Guyana has asked the Caribbean Development Bank (CDB) to help determine the pros and cons of re-establishing a development bank to provide soft loans to food producers and manufacturers, Finance Minister Winston Jordan announced Wednesday night.
“We have just requested CDB to commission a study to examine the demand for and the feasibility of establishing such a financial institution,” he told the annual awards dinner of the Guyana Manufacturing and Services Association (GMSA).
Jordan hoped that a Development Bank would ensure manufacturers, agro processors and service providers have access to capital to gain a competitive edge in the areas of Guyana’s greatest comparative advantage- food security.
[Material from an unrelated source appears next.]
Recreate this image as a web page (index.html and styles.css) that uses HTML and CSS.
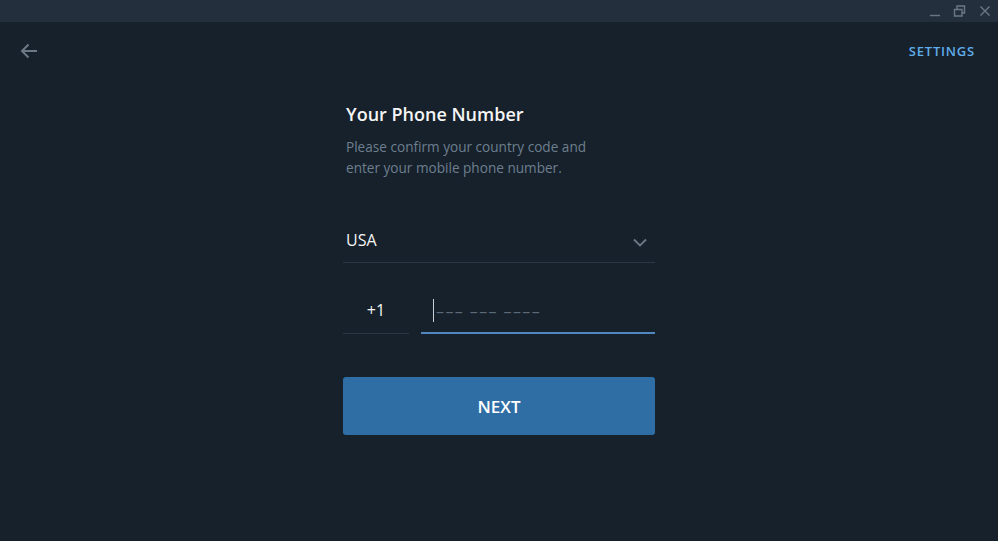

The Guyana Agricultural and Industrial Development Bank (GAIBANK) was shut down in the 1990s because of a mountain of bad loans that made that financial institution unsustainable.
In recent times, there has been debate in the Caribbean about whether agricultural development banks make little or no sense.
Small businesses are currently being funded through the Rural Development Fund and the Small and Micro-Enterprises Development Fund.
With a CDB study recently finding that youth unemployment in Guyana is about 40 percent, the David Granger-led administration hopes that the creation of businesses would help tackle that problem.
“This Government recognizes that micro-enterprises can be promoted as a means of establishing economic independence for our youth,” said Jordan.